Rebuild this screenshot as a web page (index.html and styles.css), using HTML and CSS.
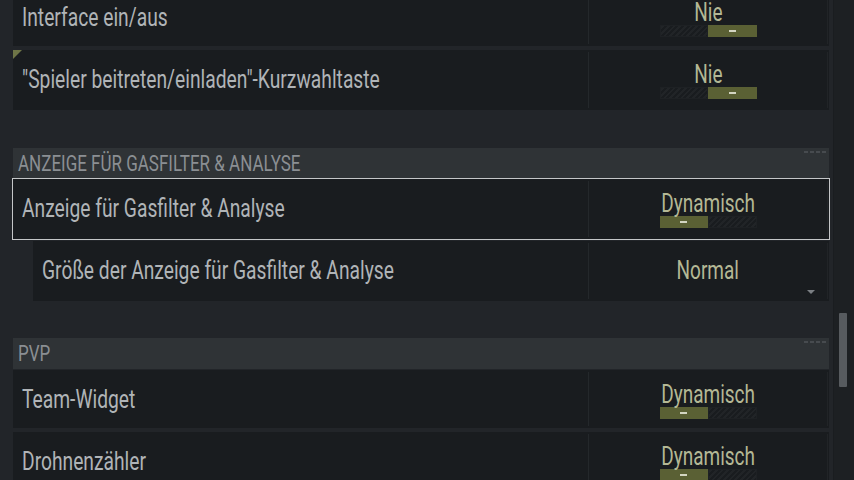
FILE: index.html
```html
<!DOCTYPE html>
<html lang="de">
<head>
<meta charset="utf-8">
<title>Einstellungen</title>
<link rel="stylesheet" href="styles.css">
</head>
<body>
<div class="page">
  <div class="list">
    <div class="row r-first">
      <div class="label"><span class="t">Interface ein/aus</span></div>
      <div class="value">
        <span class="vt">Nie</span>
        <div class="slider"><span class="off"></span><span class="on"><i class="dash"></i></span></div>
      </div>
    </div>
    <div class="row r-gap r-tall">
      <span class="flag"></span>
      <div class="label"><span class="t">"Spieler beitreten/einladen"-Kurzwahltaste</span></div>
      <div class="value">
        <span class="vt">Nie</span>
        <div class="slider"><span class="off"></span><span class="on"><i class="dash"></i></span></div>
      </div>
    </div>

    <div class="head h-first">
      <span class="ht">ANZEIGE FÜR GASFILTER &amp; ANALYSE</span>
      <span class="mark"></span>
    </div>
    <div class="row selected">
      <div class="label"><span class="t">Anzeige für Gasfilter &amp; Analyse</span></div>
      <div class="value">
        <span class="vt">Dynamisch</span>
        <div class="slider"><span class="on"><i class="dash"></i></span><span class="off"></span></div>
      </div>
    </div>
    <div class="row sub">
      <div class="label"><span class="t">Größe der Anzeige für Gasfilter &amp; Analyse</span></div>
      <div class="value drop">
        <span class="vt">Normal</span>
        <span class="caret"></span>
      </div>
    </div>

    <div class="head h-second">
      <span class="ht">PVP</span>
      <span class="mark"></span>
    </div>
    <div class="row r-after-head">
      <div class="label"><span class="t">Team-Widget</span></div>
      <div class="value">
        <span class="vt">Dynamisch</span>
        <div class="slider"><span class="on"><i class="dash"></i></span><span class="off"></span></div>
      </div>
    </div>
    <div class="row r-gap">
      <div class="label"><span class="t">Drohnenzähler</span></div>
      <div class="value">
        <span class="vt">Dynamisch</span>
        <div class="slider"><span class="on"><i class="dash"></i></span><span class="off"></span></div>
      </div>
    </div>
  </div>
  <div class="track"><div class="thumb"></div></div>
</div>
</body>
</html>
```
FILE: styles.css
```css
html, body {
  margin: 0;
  padding: 0;
}

body {
  background: #222529;
  font-family: Roboto, "Liberation Sans", sans-serif;
  width: 854px;
  height: 480px;
  overflow: hidden;
}

.page {
  display: flex;
  height: 480px;
  overflow: hidden;
}

.list {
  margin-left: 13px;
  width: 816px;
  margin-top: -12px;
  display: flex;
  flex-direction: column;
  flex-shrink: 0;
}

.row {
  display: flex;
  height: 58px;
  background: #191c1f;
  position: relative;
  flex-shrink: 0;
}

.r-gap { margin-top: 4px; }
.r-tall { height: 60px; }
.r-after-head { margin-top: 1px; }

.selected {
  margin-top: 1px;
  height: 60px;
  outline: 1px solid #c4c6c8;
}

.sub {
  margin-top: 2px;
  margin-left: 20px;
  height: 60px;
}

.label {
  flex: 1;
  padding: 16px 0 0 9px;
  min-width: 0;
}

.t {
  display: inline-block;
  font-size: 26px;
  line-height: 26px;
  transform: scaleX(0.74);
  transform-origin: left center;
  color: #b0b4b7;
  white-space: nowrap;
}

.value {
  width: 238px;
  margin: 2px 1px 2px 0;
  border-left: 1px solid #24282b;
  border-right: 1px solid #212427;
  display: flex;
  flex-direction: column;
  align-items: center;
  padding-top: 9px;
  position: relative;
}

.drop { padding-top: 14px; }

.vt {
  display: inline-block;
  font-size: 26px;
  line-height: 26px;
  transform: scaleX(0.73);
  transform-origin: center center;
  color: #b4b895;
  white-space: nowrap;
}

.slider {
  width: 97px;
  height: 12px;
  display: flex;
}

.slider .off {
  flex: 1;
  background: repeating-linear-gradient(135deg, #191c1f 0 2px, #212427 2px 4px);
  box-shadow: inset 0 0 0 1px #1e2124;
}

.slider .on {
  flex: 1;
  background: #5a6034;
  display: flex;
  align-items: center;
  justify-content: center;
}

.dash {
  display: block;
  width: 7px;
  height: 2px;
  background: #d3d5c2;
}

.head {
  height: 30px;
  background: #2f3336;
  display: flex;
  justify-content: space-between;
  align-items: flex-start;
  padding: 0 3px 0 5px;
  flex-shrink: 0;
}

.h-first { margin-top: 38px; }
.h-second { margin-top: 37px; height: 31px; }

.ht {
  display: inline-block;
  font-size: 22.5px;
  line-height: 30px;
  transform: scaleX(0.755);
  transform-origin: left center;
  color: #8b8f93;
  white-space: nowrap;
}

.mark {
  width: 22px;
  height: 2px;
  margin-top: 3px;
  background: repeating-linear-gradient(90deg, #474b4f 0 4px, transparent 4px 6px);
}

.flag {
  position: absolute;
  left: 0;
  top: 0;
  width: 0;
  height: 0;
  border-top: 9px solid #6e7547;
  border-right: 9px solid transparent;
}

.caret {
  position: absolute;
  right: 12px;
  bottom: 5px;
  width: 0;
  height: 0;
  border-left: 4px solid transparent;
  border-right: 4px solid transparent;
  border-top: 4px solid #7b7f83;
}

.track {
  margin-left: 4px;
  width: 21px;
  background: #1d2023;
  border-left: 1px solid #1a1d20;
  padding-top: 313px;
  flex-shrink: 0;
}

.thumb {
  margin-left: 5px;
  width: 8px;
  height: 74px;
  background: #575b5f;
  border-radius: 1px;
}
```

# # # # # # #

Leave the pictures out and copy the rest of the data exactly.

Rebuild this screenshot as a web page (index.html and styles.css), using HTML and CSS.
FILE: index.html
```html
<!DOCTYPE html>
<html lang="de">
<head>
<meta charset="utf-8">
<title>Einstellungen</title>
<link rel="stylesheet" href="styles.css">
</head>
<body>
<div class="page">
  <div class="list">
    <div class="row r-first">
      <div class="label"><span class="t">Interface ein/aus</span></div>
      <div class="value">
        <span class="vt">Nie</span>
        <div class="slider"><span class="off"></span><span class="on"><i class="dash"></i></span></div>
      </div>
    </div>
    <div class="row r-gap r-tall">
      <span class="flag"></span>
      <div class="label"><span class="t">"Spieler beitreten/einladen"-Kurzwahltaste</span></div>
      <div class="value">
        <span class="vt">Nie</span>
        <div class="slider"><span class="off"></span><span class="on"><i class="dash"></i></span></div>
      </div>
    </div>

    <div class="head h-first">
      <span class="ht">ANZEIGE FÜR GASFILTER &amp; ANALYSE</span>
      <span class="mark"></span>
    </div>
    <div class="row selected">
      <div class="label"><span class="t">Anzeige für Gasfilter &amp; Analyse</span></div>
      <div class="value">
        <span class="vt">Dynamisch</span>
        <div class="slider"><span class="on"><i class="dash"></i></span><span class="off"></span></div>
      </div>
    </div>
    <div class="row sub">
      <div class="label"><span class="t">Größe der Anzeige für Gasfilter &amp; Analyse</span></div>
      <div class="value drop">
        <span class="vt">Normal</span>
        <span class="caret"></span>
      </div>
    </div>

    <div class="head h-second">
      <span class="ht">PVP</span>
      <span class="mark"></span>
    </div>
    <div class="row r-after-head">
      <div class="label"><span class="t">Team-Widget</span></div>
      <div class="value">
        <span class="vt">Dynamisch</span>
        <div class="slider"><span class="on"><i class="dash"></i></span><span class="off"></span></div>
      </div>
    </div>
    <div class="row r-gap">
      <div class="label"><span class="t">Drohnenzähler</span></div>
      <div class="value">
        <span class="vt">Dynamisch</span>
        <div class="slider"><span class="on"><i class="dash"></i></span><span class="off"></span></div>
      </div>
    </div>
  </div>
  <div class="track"><div class="thumb"></div></div>
</div>
</body>
</html>
```
FILE: styles.css
```css
html, body {
  margin: 0;
  padding: 0;
}

body {
  background: #222529;
  font-family: Roboto, "Liberation Sans", sans-serif;
  width: 854px;
  height: 480px;
  overflow: hidden;
}

.page {
  display: flex;
  height: 480px;
  overflow: hidden;
}

.list {
  margin-left: 13px;
  width: 816px;
  margin-top: -12px;
  display: flex;
  flex-direction: column;
  flex-shrink: 0;
}

.row {
  display: flex;
  height: 58px;
  background: #191c1f;
  position: relative;
  flex-shrink: 0;
}

.r-gap { margin-top: 4px; }
.r-tall { height: 60px; }
.r-after-head { margin-top: 1px; }

.selected {
  margin-top: 1px;
  height: 60px;
  outline: 1px solid #c4c6c8;
}

.sub {
  margin-top: 2px;
  margin-left: 20px;
  height: 60px;
}

.label {
  flex: 1;
  padding: 16px 0 0 9px;
  min-width: 0;
}

.t {
  display: inline-block;
  font-size: 26px;
  line-height: 26px;
  transform: scaleX(0.74);
  transform-origin: left center;
  color: #b0b4b7;
  white-space: nowrap;
}

.value {
  width: 238px;
  margin: 2px 1px 2px 0;
  border-left: 1px solid #24282b;
  border-right: 1px solid #212427;
  display: flex;
  flex-direction: column;
  align-items: center;
  padding-top: 9px;
  position: relative;
}

.drop { padding-top: 14px; }

.vt {
  display: inline-block;
  font-size: 26px;
  line-height: 26px;
  transform: scaleX(0.73);
  transform-origin: center center;
  color: #b4b895;
  white-space: nowrap;
}

.slider {
  width: 97px;
  height: 12px;
  display: flex;
}

.slider .off {
  flex: 1;
  background: repeating-linear-gradient(135deg, #191c1f 0 2px, #212427 2px 4px);
  box-shadow: inset 0 0 0 1px #1e2124;
}

.slider .on {
  flex: 1;
  background: #5a6034;
  display: flex;
  align-items: center;
  justify-content: center;
}

.dash {
  display: block;
  width: 7px;
  height: 2px;
  background: #d3d5c2;
}

.head {
  height: 30px;
  background: #2f3336;
  display: flex;
  justify-content: space-between;
  align-items: flex-start;
  padding: 0 3px 0 5px;
  flex-shrink: 0;
}

.h-first { margin-top: 38px; }
.h-second { margin-top: 37px; height: 31px; }

.ht {
  display: inline-block;
  font-size: 22.5px;
  line-height: 30px;
  transform: scaleX(0.755);
  transform-origin: left center;
  color: #8b8f93;
  white-space: nowrap;
}

.mark {
  width: 22px;
  height: 2px;
  margin-top: 3px;
  background: repeating-linear-gradient(90deg, #474b4f 0 4px, transparent 4px 6px);
}

.flag {
  position: absolute;
  left: 0;
  top: 0;
  width: 0;
  height: 0;
  border-top: 9px solid #6e7547;
  border-right: 9px solid transparent;
}

.caret {
  position: absolute;
  right: 12px;
  bottom: 5px;
  width: 0;
  height: 0;
  border-left: 4px solid transparent;
  border-right: 4px solid transparent;
  border-top: 4px solid #7b7f83;
}

.track {
  margin-left: 4px;
  width: 21px;
  background: #1d2023;
  border-left: 1px solid #1a1d20;
  padding-top: 313px;
  flex-shrink: 0;
}

.thumb {
  margin-left: 5px;
  width: 8px;
  height: 74px;
  background: #575b5f;
  border-radius: 1px;
}
```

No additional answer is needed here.